A fuzzy, stolen image of a Pisten Bully 100.
Seeley Lake skiing is off to one of the best starts in recent memory. Regular snowfall beginning in early December and continuing throughout the month got things rolling in earnest about the second week in the month. It's been coming in modest amounts, allowing us to keep up with the packing and grooming rather than the usual dance of being starved for snow and then being buried all at once and trying to manage the excess.
A primary factor in our current grooming management is access to a Pisten Bully 100. For several years we've engaged in an off and on debate about purchasing one of these gizmos. Pluses include the quality of grooming, ability to pack and groom at the same time, a world class classic track and less time spent grooming. On the negative side is the initial cost (a quick search yielded a used PB for $108,000. I don't want to speculate on the new cost.), maintenance, and training someone to operate the thing properly. It's not like a snowmobile where you can take a newbie, give them a 5 minute crash course and say, "follow me and whatever you do, don't get stuck".
We've operated for years with a fleet of four new or relatively new, snowmobiles, an arsenal of grooming equipment and a flock of willing volunteers. Lynn Carey (grooming guru and my straight man) has been doing this for 30 years, so he has a pretty good idea of how to optimize results with this system. We groom every day that conditions permit, resulting in rave reviews and a donation box stuffed with $20 bills that go a long way towards paying the overhead.
So, why is there a Pisten Bully parked by the grooming shed? Wellsir, it's like this. Last winter Doug Edgerton, longtime grooming contractor at West Yellowstone, alerted us that he'd had enough of living in the snowmobile capital of Montana, and was making the move to Seeley Lake, bringing with him not only his Pisten Bully, but his four decades of accumulated grooming wisdom. He volunteered both the Bully and the wisdom to the Nordic club and we humbly and gratefully accepted.
Most of us in the club have been at this grooming thing with positive results for a long time and the introduction of another strong point of view has resulted in some, shall we say, invigorating debate. For example, how far into the skating lane should the classic track be placed? If you've skied here in the past couple of weeks you've probably noticed the classic track moving to the right, then back toward the skating lane, then back to the right again. With the Pisten Bully the classic track can be altered on the fly so there is a fair amount of adjustment that can be made. The sweet spot is where there's a solid right-hand pole plant but we're not jamming the skaters against the left-hand bank. Yesterday it seemed like we'd found the perfect compromise between the two.

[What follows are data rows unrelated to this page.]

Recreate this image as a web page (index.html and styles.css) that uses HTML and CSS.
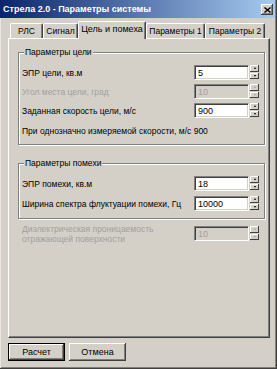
FILE: index.html
```html
<!DOCTYPE html>
<html lang="ru">
<head>
  <meta charset="UTF-8">
  <title>Стрела 2.0 - Параметры системы</title>
  <link rel="stylesheet" href="styles.css">
</head>
<body>
  <div class="window">
    <div class="titlebar">
      <span class="title">Стрела 2.0 - Параметры системы</span>
      <span class="close-btn">
        <svg width="7" height="6" viewBox="0 0 7 6"><path d="M0.5 0.5 L6.5 5.5 M6.5 0.5 L0.5 5.5" stroke="#000" stroke-width="1.4"/></svg>
      </span>
    </div>

    <div class="client">
      <div class="tabs">
        <div class="tab t1">РЛС</div>
        <div class="tab t2">Сигнал</div>
        <div class="tab active t3">Цель и помеха</div>
        <div class="tab t4">Параметры 1</div>
        <div class="tab t5">Параметры 2</div>
      </div>

      <div class="panel">
        <fieldset class="group g1">
          <legend>Параметры цели</legend>
          <div class="row">
            <span class="label">ЭПР цели, кв.м</span>
            <div class="spin-edit"><span class="edit">5</span><span class="spin"><i class="up"></i><i class="down"></i></span></div>
          </div>
          <div class="row disabled">
            <span class="label">Угол места цели, град</span>
            <div class="spin-edit"><span class="edit">10</span><span class="spin"><i class="up"></i><i class="down"></i></span></div>
          </div>
          <div class="row">
            <span class="label">Заданная скорость цели, м/с</span>
            <div class="spin-edit"><span class="edit">900</span><span class="spin"><i class="up"></i><i class="down"></i></span></div>
          </div>
          <div class="note">При однозначно измеряемой скорости, м/с 900</div>
        </fieldset>

        <fieldset class="group g2">
          <legend>Параметры помехи</legend>
          <div class="row">
            <span class="label">ЭПР помехи, кв.м</span>
            <div class="spin-edit"><span class="edit">18</span><span class="spin"><i class="up"></i><i class="down"></i></span></div>
          </div>
          <div class="row">
            <span class="label">Ширина спектра флуктуации помехи, Гц</span>
            <div class="spin-edit"><span class="edit">10000</span><span class="spin"><i class="up"></i><i class="down"></i></span></div>
          </div>
        </fieldset>

        <div class="row free disabled">
          <span class="label two-line">Диэлектрическая проницаемость<br>отражающей поверхности</span>
          <div class="spin-edit"><span class="edit">10</span><span class="spin"><i class="up"></i><i class="down"></i></span></div>
        </div>
      </div>

      <div class="buttons">
        <div class="btn default">Расчет</div>
        <div class="btn">Отмена</div>
      </div>
    </div>
  </div>
</body>
</html>
```

FILE: styles.css
```css
body {
  margin: 0;
  background: #d4d0c8;
  font-family: "Liberation Sans", Arial, sans-serif;
  font-size: 8.5px;
  color: #000;
}
.window {
  width: 277px;
  height: 369px;
  box-sizing: border-box;
  background: #d4d0c8;
  box-shadow: inset -1px -1px #404040, inset 1px 0 #e8e6e2, inset -2px -2px #808080;
  overflow: hidden;
}
.titlebar {
  height: 18px;
  width: 275px;
  display: flex;
  align-items: center;
  justify-content: space-between;
  background: linear-gradient(to right, #0a246a, #a6caf0);
  box-sizing: border-box;
  padding: 0 2px 0 3px;
}
.title {
  color: #fff;
  font-weight: bold;
  font-size: 9px;
}
.close-btn {
  width: 12px;
  height: 11px;
  box-sizing: border-box;
  background: #d4d0c8;
  display: flex;
  align-items: center;
  justify-content: center;
  box-shadow: inset -1px -1px #404040, inset 1px 1px #fff, inset -2px -2px #808080;
  margin-top: 1px;
}
.client {
  padding: 3px 0 0 8px;
}
.tabs {
  display: flex;
  align-items: flex-end;
  height: 17px;
  padding-left: 2px;
  position: relative;
  z-index: 1;
}
.tab {
  height: 15px;
  box-sizing: border-box;
  text-align: center;
  line-height: 14px;
  border-top: 1px solid #fff;
  border-left: 1px solid #fff;
  border-right: 1px solid #404040;
  box-shadow: inset -1px 0 #808080;
  border-radius: 2px 2px 0 0;
  background: #d4d0c8;
}
.t1 { width: 33px; }
.t2 { width: 35px; }
.t3 { width: 68px; }
.t4 { width: 59px; }
.t5 { width: 60px; }
.tab.active {
  height: 18px;
  margin-bottom: -1px;
  line-height: 15px;
  font-size: 9px;
}
.panel {
  width: 262px;
  height: 300px;
  box-sizing: border-box;
  border-top: 1px solid #fff;
  border-left: 1px solid #fff;
  border-right: 1px solid #404040;
  border-bottom: 1px solid #404040;
  box-shadow: inset -1px -1px #808080;
  padding: 8px 4px 0 9px;
}
.group {
  margin: 0;
  border: 1px solid #808080;
  box-shadow: inset 1px 1px #fff, 1px 1px #fff;
  padding: 8px 5px 8px 3px;
}
.group legend {
  padding: 0 1px;
  margin-left: 2px;
  line-height: 10px;
  background: #d4d0c8;
}
.g2 {
  margin-top: 13px;
  padding-bottom: 7px;
}
.row {
  display: flex;
  align-items: center;
  justify-content: space-between;
  height: 15px;
}
.row + .row {
  margin-top: 4px;
}
.g2 .row + .row {
  margin-top: 5px;
}
.row.free {
  margin-top: 7px;
  padding: 0 6px 0 4px;
}
.label.two-line {
  line-height: 10px;
}
.disabled .label {
  color: #a0a0a0;
}
.note {
  margin-top: 8px;
  line-height: 10px;
}
.spin-edit {
  display: flex;
  height: 15px;
}
.edit {
  width: 55px;
  height: 15px;
  box-sizing: border-box;
  background: #fff;
  border-top: 1px solid #808080;
  border-left: 1px solid #808080;
  border-right: 1px solid #fff;
  border-bottom: 1px solid #fff;
  box-shadow: inset 1px 1px #404040, inset -1px -1px #d4d0c8;
  padding: 1px 0 0 3px;
  line-height: 12px;
  font-size: 9px;
}
.disabled .edit {
  background: #d4d0c8;
  color: #a0a0a0;
}
.spin {
  display: flex;
  flex-direction: column;
  margin-left: 1px;
  width: 9px;
}
.spin i {
  height: 7px;
  margin-bottom: 1px;
  box-sizing: border-box;
  background: #d4d0c8;
  box-shadow: inset -1px -1px #404040, inset 1px 1px #fff;
  display: flex;
  align-items: center;
  justify-content: center;
}
.spin i::after {
  content: "";
  border-left: 1.5px solid transparent;
  border-right: 1.5px solid transparent;
}
.spin .up::after {
  border-bottom: 2px solid #000;
}
.spin .down::after {
  border-top: 2px solid #000;
}
.disabled .spin .up::after {
  border-bottom-color: #a0a0a0;
}
.disabled .spin .down::after {
  border-top-color: #a0a0a0;
}
.buttons {
  display: flex;
  gap: 4px;
  margin-top: 5px;
}
.btn {
  width: 57px;
  height: 18px;
  box-sizing: border-box;
  text-align: center;
  line-height: 18px;
  font-size: 9px;
  box-shadow: inset -1px -1px #404040, inset 1px 1px #fff, inset -2px -2px #808080;
}
.btn.default {
  border: 1px solid #000;
  line-height: 16px;
  box-shadow: inset -1px -1px #404040, inset 1px 1px #fff, inset -2px -2px #808080;
}
```
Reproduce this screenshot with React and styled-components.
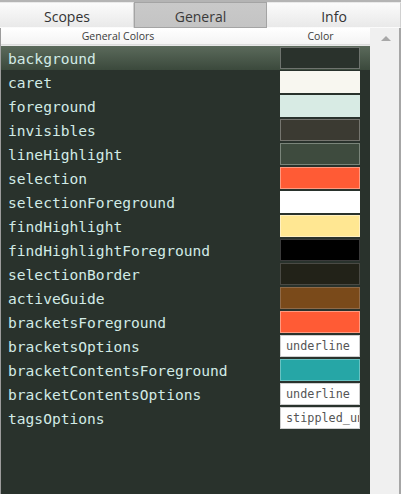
import React from 'react';
import styled, { createGlobalStyle } from 'styled-components';

const GlobalStyle = createGlobalStyle`
  html, body {
    margin: 0;
    padding: 0;
    background: #f0f0f0;
  }
`;

const Page = styled.div`
  width: 401px;
  height: 494px;
  box-sizing: border-box;
  border-top: 2px solid #b4b4b4;
  display: flex;
  flex-direction: column;
  font-family: "Open Sans", "Noto Sans", sans-serif;
  overflow: hidden;
`;

const TabBar = styled.div`
  display: grid;
  grid-template-columns: 134px 133px 1fr;
  height: 26px;
  flex-shrink: 0;
`;

const Tab = styled.div`
  display: flex;
  align-items: center;
  justify-content: center;
  padding-top: 3px;
  font-size: 14px;
  color: ${p => (p.active ? '#3a3a3a' : '#333')};
  box-sizing: border-box;
  border: 1px solid ${p => (p.active ? '#a4a4a4' : 'transparent')};
  border-right: 1px solid ${p => (p.active ? '#a4a4a4' : '#d0d0d0')};
  background: ${p =>
    p.active
      ? 'linear-gradient(#c9c9c9, #c4c4c4)'
      : 'linear-gradient(#fbfbfb, #e9e9e9)'};
`;

const Body = styled.div`
  flex: 1;
  display: flex;
  min-height: 0;
`;

const Main = styled.div`
  flex: 1;
  display: flex;
  flex-direction: column;
  border-left: 1px solid #9c9c9c;
`;

const HeaderRow = styled.div`
  display: grid;
  grid-template-columns: 234px 1fr;
  height: 16px;
  align-items: center;
  font-size: 10.5px;
  color: #3c3c3c;
  background: linear-gradient(#ffffff, #f4f4f4);
  border-bottom: 1px solid #dcdcdc;
  flex-shrink: 0;
`;

const HeaderCell = styled.div`
  text-align: center;
  padding-left: ${p => p.offset || 0}px;
`;

const List = styled.div`
  flex: 1;
  background: #29322c;
  border-top: 1px solid #e8e8e8;
`;

const Row = styled.div`
  display: flex;
  align-items: center;
  height: 24px;
  background: ${p =>
    p.selected ? 'linear-gradient(#5b6a5b, #3b493c)' : 'transparent'};
`;

const Name = styled.div`
  flex: 1;
  padding-left: 7px;
  font-family: "DejaVu Sans Mono", monospace;
  font-size: 14.6px;
  color: #d2ebe6;
  white-space: nowrap;
`;

const Swatch = styled.div`
  width: 80px;
  height: 22px;
  box-sizing: border-box;
  margin-right: 10px;
  background: ${p => p.color};
  border: 1px solid ${p => p.edge || 'rgba(255,255,255,0.25)'};
`;

const OptionBox = styled.div`
  width: 80px;
  height: 22px;
  box-sizing: border-box;
  margin-right: 10px;
  background: #fff;
  border: 1px solid #cfcfcf;
  padding-left: 5px;
  font-family: "DejaVu Sans Mono", monospace;
  font-size: 11.8px;
  line-height: 20px;
  color: #555;
  overflow: hidden;
  white-space: nowrap;
`;

const Scrollbar = styled.div`
  width: 29px;
  background: #f0f0f0;
  border-right: 2px solid #a6a6a6;
  display: flex;
  flex-direction: column;
  align-items: center;
`;

const Arrow = styled.div`
  margin-top: 8px;
  margin-left: 2px;
  width: 0;
  height: 0;
  border-left: 5px solid transparent;
  border-right: 5px solid transparent;
  border-bottom: 5px solid #a8a8a8;
`;

const colors = [
  { name: 'background', color: '#2a322c', edge: '#6e736e', selected: true },
  { name: 'caret', color: '#f8f7f0', edge: '#f8f7f0' },
  { name: 'foreground', color: '#d8ebe4', edge: '#d8ebe4' },
  { name: 'invisibles', color: '#3b3a32', edge: '#75756f' },
  { name: 'lineHighlight', color: '#3e4b3e', edge: '#7a857a' },
  { name: 'selection', color: '#ff5b35', edge: '#ff9a80' },
  { name: 'selectionForeground', color: '#ffffff', edge: '#ffffff' },
  { name: 'findHighlight', color: '#ffe792', edge: '#fff0c0' },
  { name: 'findHighlightForeground', color: '#000000', edge: '#3a3a3a' },
  { name: 'selectionBorder', color: '#222218', edge: '#4a4a44' },
  { name: 'activeGuide', color: '#7a4a1a', edge: '#8f6a48' },
  { name: 'bracketsForeground', color: '#ff5b35', edge: '#ff9a80' },
  { name: 'bracketsOptions', option: 'underline' },
  { name: 'bracketContentsForeground', color: '#26a6a6', edge: '#68c2c2' },
  { name: 'bracketContentsOptions', option: 'underline' },
  { name: 'tagsOptions', option: 'stippled_underline' },
];

export default function App() {
  return (
    <Page>
      <GlobalStyle />
      <TabBar>
        <Tab>Scopes</Tab>
        <Tab active>General</Tab>
        <Tab>Info</Tab>
      </TabBar>
      <Body>
        <Main>
          <HeaderRow>
            <HeaderCell>General Colors</HeaderCell>
            <HeaderCell offset={36}>Color</HeaderCell>
          </HeaderRow>
          <List>
            {colors.map(item => (
              <Row key={item.name} selected={item.selected}>
                <Name>{item.name}</Name>
                {item.option ? (
                  <OptionBox>{item.option}</OptionBox>
                ) : (
                  <Swatch color={item.color} edge={item.edge} />
                )}
              </Row>
            ))}
          </List>
        </Main>
        <Scrollbar>
          <Arrow />
        </Scrollbar>
      </Body>
    </Page>
  );
}
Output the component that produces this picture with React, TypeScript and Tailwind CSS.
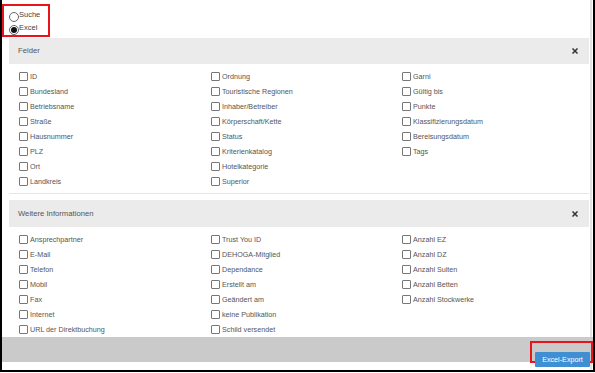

Doug can also make subtle adjustments to the width of the classic track that are so incremental you probably don't even notice. He'll do this on a long downhill like off the top of Whitetail Hill. In the past if I was skiing classic, I'd jump out of the track at the steep part of the run so I didn't get pitched out while reaching peak speed at the bottom turn. (Breaking bones gives one a new point of view.) What Doug does is slightly widen the track, giving more stability and consequently a better ability to handle the speed in the track going into the corner.
We're still using the sleds and volunteers to do the bulk of the grooming while getting the PB out about once a week to make everything perfect. If there's a big dump of snow the PB will be our first line of attack. When we'd get buried in the past we'd have to roll multiple times to pack the snow firmly enough that we could flatten, groom and set classic with the ginzus. It seems like inevitably after we had everything packed, we'd immediately get another mammoth shot of snow and have to start the process all over again. On days like that the PB will allow our aged and decrepit volunteers the chance to put their feet up by the fire and enjoy multiple cups of coffee along with reruns of Real Housewives and The Great British Baking Show.
If you like the new grooming, let us know, either here or on the grooming page. And if you REALLY like it, remember, nothing says "thank you" like money.